Except by grace of his natural masters, a slave he always has been and always must be. He has the virtues of the slave and his vices, — strong family affections, industry, frugality, a trick of sticking to what he wants until he wears you down, a quick imitative intelligence and amazing verbal cleverness; dishonesty, suspiciousness, lack of initiative, cowardice, ingratitude, utter incapacity for any sort of chivalry.

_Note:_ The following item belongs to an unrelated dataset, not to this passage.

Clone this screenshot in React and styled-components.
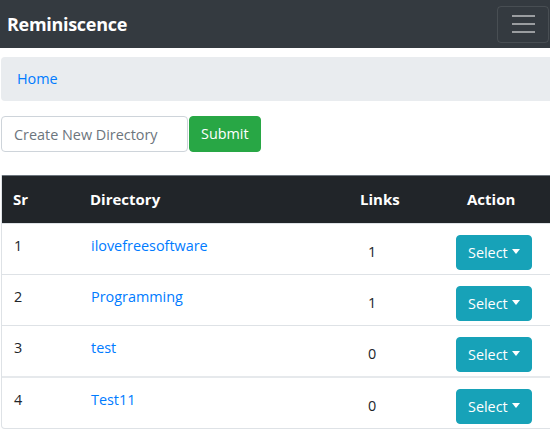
import React from "react";
import styled, { createGlobalStyle } from "styled-components";

const GlobalStyle = createGlobalStyle`
  html, body {
    margin: 0;
    padding: 0;
    background: #fff;
    overflow: hidden;
  }
  body {
    font-family: "Open Sans", "Noto Sans", sans-serif;
    font-size: 14.4px;
    line-height: 1.5;
    color: #212529;
  }
  * { box-sizing: border-box; }
`;

const Navbar = styled.nav`
  height: 48px;
  background: #343a40;
  display: flex;
  align-items: center;
  justify-content: space-between;
  padding: 0 1px 0 7px;
`;

const Brand = styled.a`
  color: #fff;
  font-size: 18px;
  font-weight: 700;
  letter-spacing: -0.3px;
  text-decoration: none;
`;

const Toggler = styled.button`
  width: 52px;
  height: 37px;
  background: transparent;
  border: 1px solid rgba(255, 255, 255, 0.1);
  border-radius: 4px;
  display: flex;
  flex-direction: column;
  align-items: center;
  justify-content: center;
  gap: 6px;
  padding: 0;
`;

const TogglerBar = styled.span`
  display: block;
  width: 23px;
  height: 2px;
  background: rgba(255, 255, 255, 0.5);
`;

const Page = styled.main`
  width: 575px;
  padding: 9px 0 0 1px;
`;

const Breadcrumb = styled.ol`
  list-style: none;
  margin: 0 0 15px;
  height: 44px;
  padding: 0 16px;
  display: flex;
  align-items: center;
  background: #e9ecef;
  border-radius: 4px;
`;

const Crumb = styled.a`
  color: #007bff;
  text-decoration: none;
`;

const Form = styled.form`
  display: flex;
  gap: 1px;
  margin-bottom: 23px;
`;

const Input = styled.input`
  width: 187px;
  height: 36px;
  padding: 0 12px;
  font: inherit;
  color: #495057;
  border: 1px solid #ced4da;
  border-radius: 4px;
  &::placeholder {
    color: #6c757d;
  }
`;

const Button = styled.button`
  height: ${(p) => p.$h || "36px"};
  padding: 0 ${(p) => p.$px || "12px"};
  font: inherit;
  color: #fff;
  background: ${(p) => p.$bg};
  border: 1px solid ${(p) => p.$bg};
  border-radius: 4px;
  display: inline-flex;
  align-items: center;
`;

const Caret = styled.span`
  display: inline-block;
  margin-left: 4px;
  border-top: 5px solid #fff;
  border-left: 4.5px solid transparent;
  border-right: 4.5px solid transparent;
  margin-top: -2px;
`;

const Table = styled.div`
  border: 1px solid #dee2e6;
  border-top: none;
  border-radius: 0 0 4px 4px;
  overflow: hidden;
`;

const cols = "77px 270px 96px 1fr";

const HeadRow = styled.div`
  display: grid;
  grid-template-columns: ${cols};
  height: 48px;
  background: #212529;
  border-top: 1px solid #6c757d;
  color: #fff;
  font-weight: 700;
  font-size: 15px;
  align-items: center;
  margin: 0 -1px;
`;

const HeadCell = styled.div`
  padding-left: ${(p) => p.$pl || "12px"};
`;

const Row = styled.div`
  display: grid;
  grid-template-columns: ${cols};
  height: ${(p) => (p.$split ? "52px" : "51px")};
  border-top: ${(p) => (p.$split ? "2px" : "1px")} solid
    ${(p) => (p.$split ? "#e6e9ec" : "#dee2e6")};
  &:first-child {
    border-top: none;
    height: 50px;
  }
`;

const Cell = styled.div`
  padding: ${(p) => (p.$mid ? "5px 0 0 19px" : "11px 0 0 12px")};
  align-self: ${(p) => (p.$mid ? "center" : "start")};
`;

const ActionCell = styled.div`
  padding: 11px 0 0 11px;
`;

const DirLink = styled.a`
  color: #007bff;
  text-decoration: none;
`;

const rows = [
  { sr: 1, name: "ilovefreesoftware", links: 1 },
  { sr: 2, name: "Programming", links: 1 },
  { sr: 3, name: "test", links: 0 },
  { sr: 4, name: "Test11", links: 0, split: true },
];

export default function App() {
  return (
    <>
      <GlobalStyle />
      <Navbar>
        <Brand href="#">Reminiscence</Brand>
        <Toggler aria-label="Toggle navigation">
          <TogglerBar />
          <TogglerBar />
          <TogglerBar />
        </Toggler>
      </Navbar>
      <Page>
        <Breadcrumb>
          <li>
            <Crumb href="#">Home</Crumb>
          </li>
        </Breadcrumb>
        <Form onSubmit={(e) => e.preventDefault()}>
          <Input placeholder="Create New Directory" />
          <Button $bg="#28a745" $px="11px">Submit</Button>
        </Form>
        <Table>
          <HeadRow>
            <HeadCell>Sr</HeadCell>
            <HeadCell>Directory</HeadCell>
            <HeadCell>Links</HeadCell>
            <HeadCell $pl="23px">Action</HeadCell>
          </HeadRow>
          {rows.map((r) => (
            <Row key={r.sr} $split={r.split}>
              <Cell>{r.sr}</Cell>
              <Cell>
                <DirLink href="#">{r.name}</DirLink>
              </Cell>
              <Cell $mid>{r.links}</Cell>
              <ActionCell>
                <Button $bg="#17a2b8" $h="35px" $px="11px">
                  Select
                  <Caret />
                </Button>
              </ActionCell>
            </Row>
          ))}
        </Table>
      </Page>
    </>
  );
}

But his chief and marvellous trait is his abundance. Calcutta and Bengal breed, and breed, and breed. Stand on the Hughli bridge at sunset — on the east side, the factory-smoke lying in a sullen bank under the glowing scarlet; on the west, the cornfield of masts, and the funnel-smoke and the city-smoke fouling the ineffable stillness of Indian evening; a free space of blue overhead, so clear and soft and pure that it seems no longer the canopy of the world, but the embosoming infinity it really is; and the Bengalis crossing the bridge. On one side going in to Calcutta, on the other coming out, an endless drove of moving, white-clothed people, never varying in thickness, never varying in pace, never stopping, no interval, just moving, moving, like an endless belt running on a wheel. Just population: that is Bengal. Food for census, food for census!